--- BEGIN DATA SUPPLIED ---
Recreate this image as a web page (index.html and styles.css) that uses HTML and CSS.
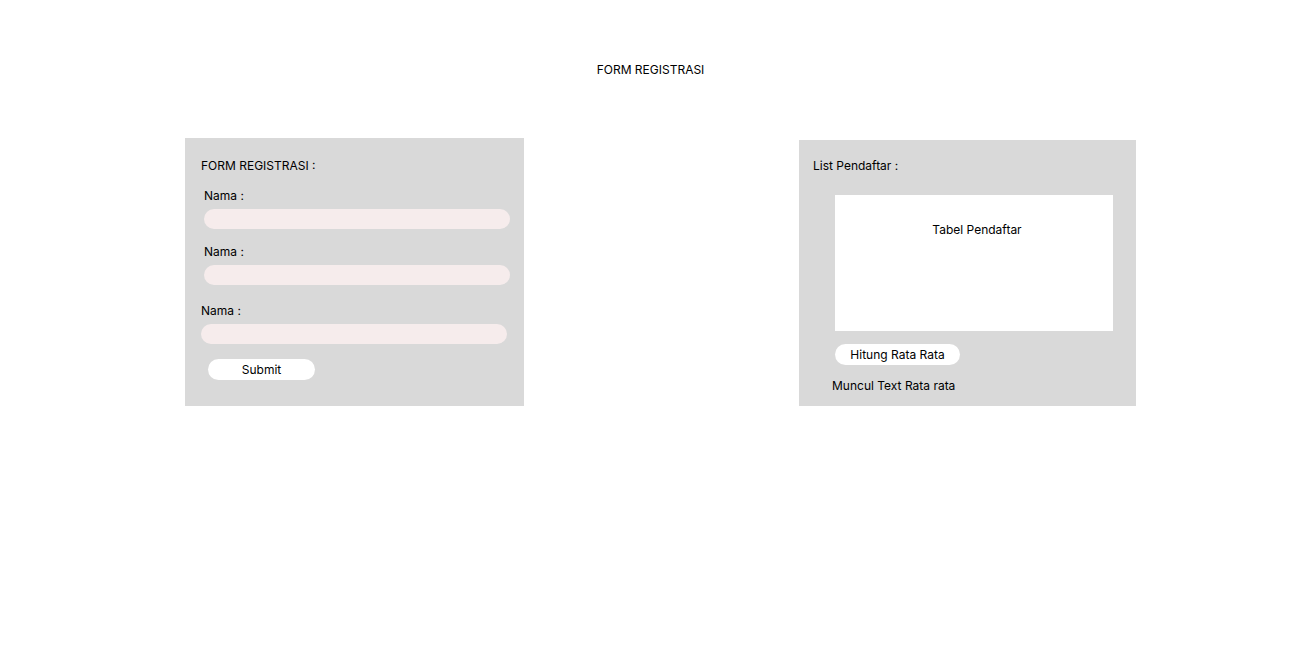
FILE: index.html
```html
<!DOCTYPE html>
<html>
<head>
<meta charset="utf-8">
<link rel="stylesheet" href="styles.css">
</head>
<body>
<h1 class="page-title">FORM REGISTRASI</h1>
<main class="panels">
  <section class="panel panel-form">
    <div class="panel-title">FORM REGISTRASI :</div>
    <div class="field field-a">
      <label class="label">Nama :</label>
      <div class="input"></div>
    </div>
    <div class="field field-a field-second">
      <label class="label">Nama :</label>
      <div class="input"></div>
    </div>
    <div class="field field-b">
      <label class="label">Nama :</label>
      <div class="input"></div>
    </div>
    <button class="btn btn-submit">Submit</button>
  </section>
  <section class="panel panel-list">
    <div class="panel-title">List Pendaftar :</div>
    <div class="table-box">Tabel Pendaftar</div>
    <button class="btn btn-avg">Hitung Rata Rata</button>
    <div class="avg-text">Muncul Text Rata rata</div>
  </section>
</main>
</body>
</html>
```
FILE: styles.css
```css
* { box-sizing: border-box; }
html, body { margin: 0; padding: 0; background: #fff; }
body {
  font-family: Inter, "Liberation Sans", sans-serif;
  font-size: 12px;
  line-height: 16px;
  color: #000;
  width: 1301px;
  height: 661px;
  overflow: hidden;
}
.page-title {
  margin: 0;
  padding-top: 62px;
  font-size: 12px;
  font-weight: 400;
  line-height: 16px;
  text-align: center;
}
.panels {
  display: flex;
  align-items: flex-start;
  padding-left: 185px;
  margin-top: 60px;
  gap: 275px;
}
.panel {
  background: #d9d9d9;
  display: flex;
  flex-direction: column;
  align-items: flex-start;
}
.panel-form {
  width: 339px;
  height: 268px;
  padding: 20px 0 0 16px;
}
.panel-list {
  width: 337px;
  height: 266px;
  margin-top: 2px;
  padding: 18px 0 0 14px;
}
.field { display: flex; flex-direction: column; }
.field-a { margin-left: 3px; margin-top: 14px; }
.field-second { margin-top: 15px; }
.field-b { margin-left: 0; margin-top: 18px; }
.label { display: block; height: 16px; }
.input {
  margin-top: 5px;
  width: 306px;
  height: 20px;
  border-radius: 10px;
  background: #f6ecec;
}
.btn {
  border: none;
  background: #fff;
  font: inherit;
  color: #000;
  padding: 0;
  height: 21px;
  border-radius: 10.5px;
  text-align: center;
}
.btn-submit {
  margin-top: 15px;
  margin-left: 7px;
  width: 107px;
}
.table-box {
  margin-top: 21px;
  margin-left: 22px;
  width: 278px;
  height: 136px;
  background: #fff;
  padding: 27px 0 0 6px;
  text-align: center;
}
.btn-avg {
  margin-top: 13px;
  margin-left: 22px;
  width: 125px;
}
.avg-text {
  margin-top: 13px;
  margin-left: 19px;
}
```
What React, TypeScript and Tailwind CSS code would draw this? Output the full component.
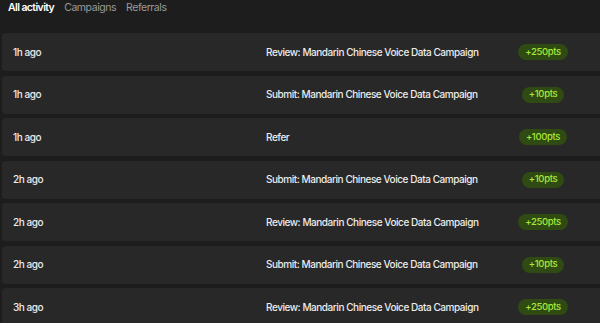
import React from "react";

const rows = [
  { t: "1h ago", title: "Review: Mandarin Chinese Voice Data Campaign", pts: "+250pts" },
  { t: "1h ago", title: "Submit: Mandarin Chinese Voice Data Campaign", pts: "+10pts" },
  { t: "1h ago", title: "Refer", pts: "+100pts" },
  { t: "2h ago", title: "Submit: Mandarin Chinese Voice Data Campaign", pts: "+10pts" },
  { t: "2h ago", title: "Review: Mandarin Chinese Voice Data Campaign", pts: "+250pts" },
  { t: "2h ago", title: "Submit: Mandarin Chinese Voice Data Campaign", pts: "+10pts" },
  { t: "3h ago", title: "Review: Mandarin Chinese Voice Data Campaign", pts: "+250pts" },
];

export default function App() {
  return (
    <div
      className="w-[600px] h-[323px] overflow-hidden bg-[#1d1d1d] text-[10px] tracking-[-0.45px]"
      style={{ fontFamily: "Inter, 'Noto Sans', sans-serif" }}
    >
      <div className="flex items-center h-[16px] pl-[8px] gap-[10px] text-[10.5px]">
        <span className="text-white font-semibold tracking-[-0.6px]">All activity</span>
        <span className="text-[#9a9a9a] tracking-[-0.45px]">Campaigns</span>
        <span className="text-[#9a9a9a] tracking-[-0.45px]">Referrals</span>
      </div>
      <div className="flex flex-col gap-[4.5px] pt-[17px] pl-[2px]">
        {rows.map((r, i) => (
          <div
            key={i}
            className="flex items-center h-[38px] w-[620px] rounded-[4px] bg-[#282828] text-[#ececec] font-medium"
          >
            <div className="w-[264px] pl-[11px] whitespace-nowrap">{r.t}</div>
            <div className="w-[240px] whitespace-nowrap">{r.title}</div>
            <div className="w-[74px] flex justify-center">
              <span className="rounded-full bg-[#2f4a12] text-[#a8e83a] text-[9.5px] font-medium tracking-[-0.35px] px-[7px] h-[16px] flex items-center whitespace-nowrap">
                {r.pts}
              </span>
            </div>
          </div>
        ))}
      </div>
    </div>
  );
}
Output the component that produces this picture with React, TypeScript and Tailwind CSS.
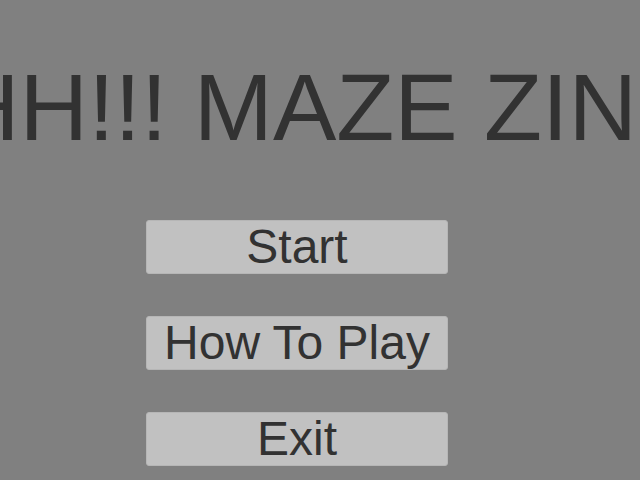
--- END DATA SUPPLIED ---
- _SET EXERCISE_:
Using the data above, print every line exactly, omitting pictures.

- _RESULT OF THIS EXERCISE_:
Recreate this image as a web page (index.html and styles.css) that uses HTML and CSS.
FILE: index.html
```html
<!DOCTYPE html>
<html>
<head>
<meta charset="utf-8">
<link rel="stylesheet" href="styles.css">
</head>
<body>
<h1 class="page-title">FORM REGISTRASI</h1>
<main class="panels">
  <section class="panel panel-form">
    <div class="panel-title">FORM REGISTRASI :</div>
    <div class="field field-a">
      <label class="label">Nama :</label>
      <div class="input"></div>
    </div>
    <div class="field field-a field-second">
      <label class="label">Nama :</label>
      <div class="input"></div>
    </div>
    <div class="field field-b">
      <label class="label">Nama :</label>
      <div class="input"></div>
    </div>
    <button class="btn btn-submit">Submit</button>
  </section>
  <section class="panel panel-list">
    <div class="panel-title">List Pendaftar :</div>
    <div class="table-box">Tabel Pendaftar</div>
    <button class="btn btn-avg">Hitung Rata Rata</button>
    <div class="avg-text">Muncul Text Rata rata</div>
  </section>
</main>
</body>
</html>
```
FILE: styles.css
```css
* { box-sizing: border-box; }
html, body { margin: 0; padding: 0; background: #fff; }
body {
  font-family: Inter, "Liberation Sans", sans-serif;
  font-size: 12px;
  line-height: 16px;
  color: #000;
  width: 1301px;
  height: 661px;
  overflow: hidden;
}
.page-title {
  margin: 0;
  padding-top: 62px;
  font-size: 12px;
  font-weight: 400;
  line-height: 16px;
  text-align: center;
}
.panels {
  display: flex;
  align-items: flex-start;
  padding-left: 185px;
  margin-top: 60px;
  gap: 275px;
}
.panel {
  background: #d9d9d9;
  display: flex;
  flex-direction: column;
  align-items: flex-start;
}
.panel-form {
  width: 339px;
  height: 268px;
  padding: 20px 0 0 16px;
}
.panel-list {
  width: 337px;
  height: 266px;
  margin-top: 2px;
  padding: 18px 0 0 14px;
}
.field { display: flex; flex-direction: column; }
.field-a { margin-left: 3px; margin-top: 14px; }
.field-second { margin-top: 15px; }
.field-b { margin-left: 0; margin-top: 18px; }
.label { display: block; height: 16px; }
.input {
  margin-top: 5px;
  width: 306px;
  height: 20px;
  border-radius: 10px;
  background: #f6ecec;
}
.btn {
  border: none;
  background: #fff;
  font: inherit;
  color: #000;
  padding: 0;
  height: 21px;
  border-radius: 10.5px;
  text-align: center;
}
.btn-submit {
  margin-top: 15px;
  margin-left: 7px;
  width: 107px;
}
.table-box {
  margin-top: 21px;
  margin-left: 22px;
  width: 278px;
  height: 136px;
  background: #fff;
  padding: 27px 0 0 6px;
  text-align: center;
}
.btn-avg {
  margin-top: 13px;
  margin-left: 22px;
  width: 125px;
}
.avg-text {
  margin-top: 13px;
  margin-left: 19px;
}
```
What React, TypeScript and Tailwind CSS code would draw this? Output the full component.
import React from "react";

const rows = [
  { t: "1h ago", title: "Review: Mandarin Chinese Voice Data Campaign", pts: "+250pts" },
  { t: "1h ago", title: "Submit: Mandarin Chinese Voice Data Campaign", pts: "+10pts" },
  { t: "1h ago", title: "Refer", pts: "+100pts" },
  { t: "2h ago", title: "Submit: Mandarin Chinese Voice Data Campaign", pts: "+10pts" },
  { t: "2h ago", title: "Review: Mandarin Chinese Voice Data Campaign", pts: "+250pts" },
  { t: "2h ago", title: "Submit: Mandarin Chinese Voice Data Campaign", pts: "+10pts" },
  { t: "3h ago", title: "Review: Mandarin Chinese Voice Data Campaign", pts: "+250pts" },
];

export default function App() {
  return (
    <div
      className="w-[600px] h-[323px] overflow-hidden bg-[#1d1d1d] text-[10px] tracking-[-0.45px]"
      style={{ fontFamily: "Inter, 'Noto Sans', sans-serif" }}
    >
      <div className="flex items-center h-[16px] pl-[8px] gap-[10px] text-[10.5px]">
        <span className="text-white font-semibold tracking-[-0.6px]">All activity</span>
        <span className="text-[#9a9a9a] tracking-[-0.45px]">Campaigns</span>
        <span className="text-[#9a9a9a] tracking-[-0.45px]">Referrals</span>
      </div>
      <div className="flex flex-col gap-[4.5px] pt-[17px] pl-[2px]">
        {rows.map((r, i) => (
          <div
            key={i}
            className="flex items-center h-[38px] w-[620px] rounded-[4px] bg-[#282828] text-[#ececec] font-medium"
          >
            <div className="w-[264px] pl-[11px] whitespace-nowrap">{r.t}</div>
            <div className="w-[240px] whitespace-nowrap">{r.title}</div>
            <div className="w-[74px] flex justify-center">
              <span className="rounded-full bg-[#2f4a12] text-[#a8e83a] text-[9.5px] font-medium tracking-[-0.35px] px-[7px] h-[16px] flex items-center whitespace-nowrap">
                {r.pts}
              </span>
            </div>
          </div>
        ))}
      </div>
    </div>
  );
}
Output the component that produces this picture with React, TypeScript and Tailwind CSS.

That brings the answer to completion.